Geldiğinde üç kupa as, pas geçersin partiyi büyütmek isteyen tilki
kurnazlığında, onlar da pas geçer ölürsün! Sonsuz kez şimdi işte şimdi dediğinde:
iki as ya da iki papaza, “üç kâğıt” istersin, beklediğin gelmez, ölürsün gene gelmez!
Göz seyirirken bir servet uçar gider(di.)
Oyun zevki mi, kazanma güdüsü mü tutsak alırdı masayı?
Kime söylesem Jülyet’e olan duyguları mı?
Bir boklarmış gibi, bir orospuya aşk ha deyip, öldürürler beni.
Şimdi bu masada, rüyâ gibi bir para kazansam ve rüyâ gibi Jülyet’le kaçsam!

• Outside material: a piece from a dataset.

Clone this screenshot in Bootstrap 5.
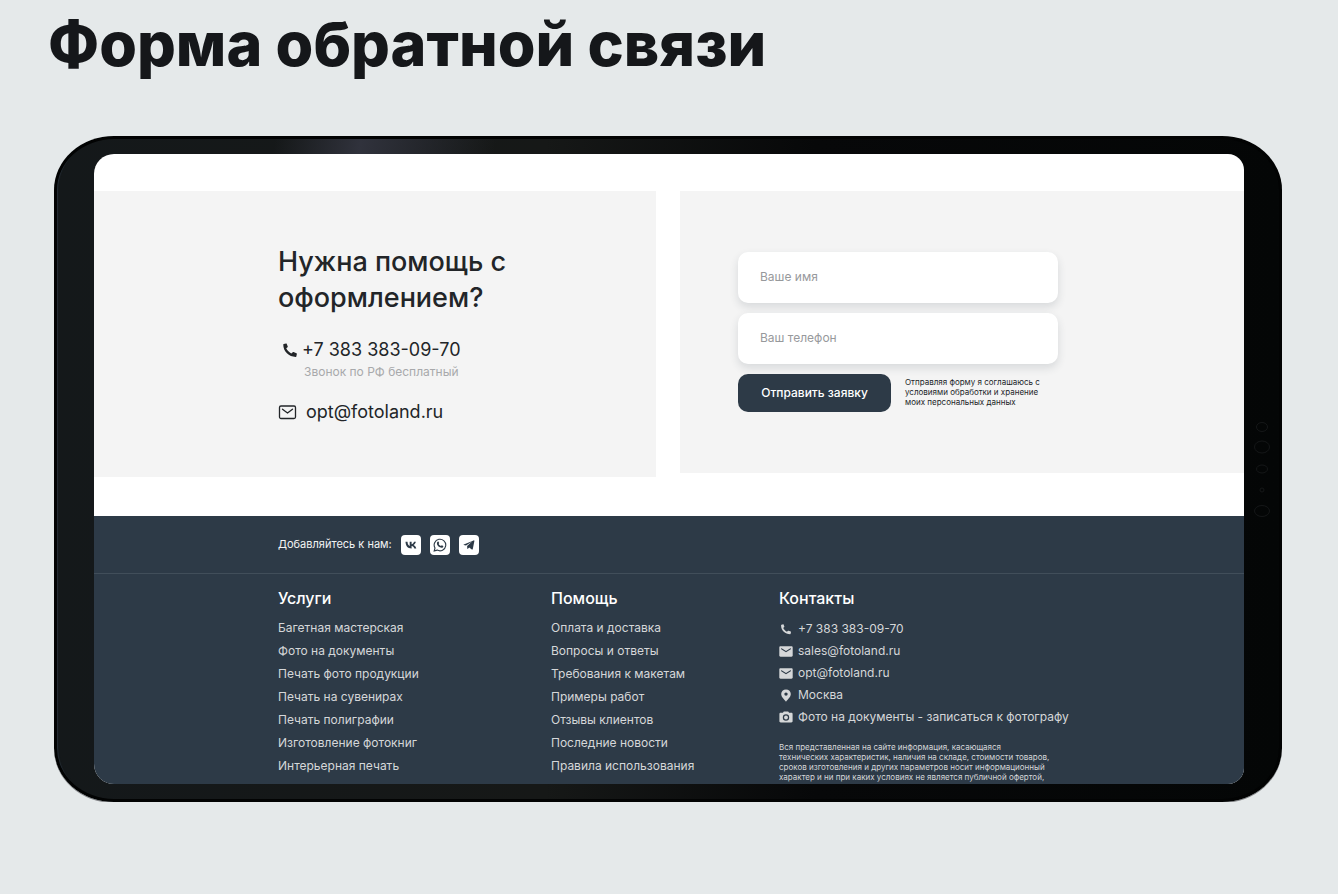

Kaybedenlerin hüznü değil bu. Ne yapacağını bilmemek cebinde
birbirine benzemez beş umutsuz bulutla.
Üstelik bu kentin ışığında insanı sirkeleştiren bir şey var.
Kaç soluk, kaç adım ki şunun şurasında oyunsuz yaşama bir bilet ?
Yoruldum. Tıkandım. Elinde valiz yerine bir kafes ve kafeste mâcerâperet
bir fare, dolan şehir şehir, şansa bir çâre! (Tanrı eksikliğini göstermesin)
bin yüzlü şeytanla yolculuk gibi bir şey poker denen şu meret! Yalansız yalanda bir devriâlem!
Tutulmayan her söz, her yemin, kendimize açtığımız üçkâğıdın atasözleriymiş gibi
birikir belleğimizde! Lodos yemiş bir balık olursun tutulmayan yeminler sonrası…
Oyunun sonunda, ne aynada, ne yürekte tanıyamazsın o zavallı ben’i, başını her duvara
vuruşunda tıslayan bir engerek gibi, sokacak birini ararsın!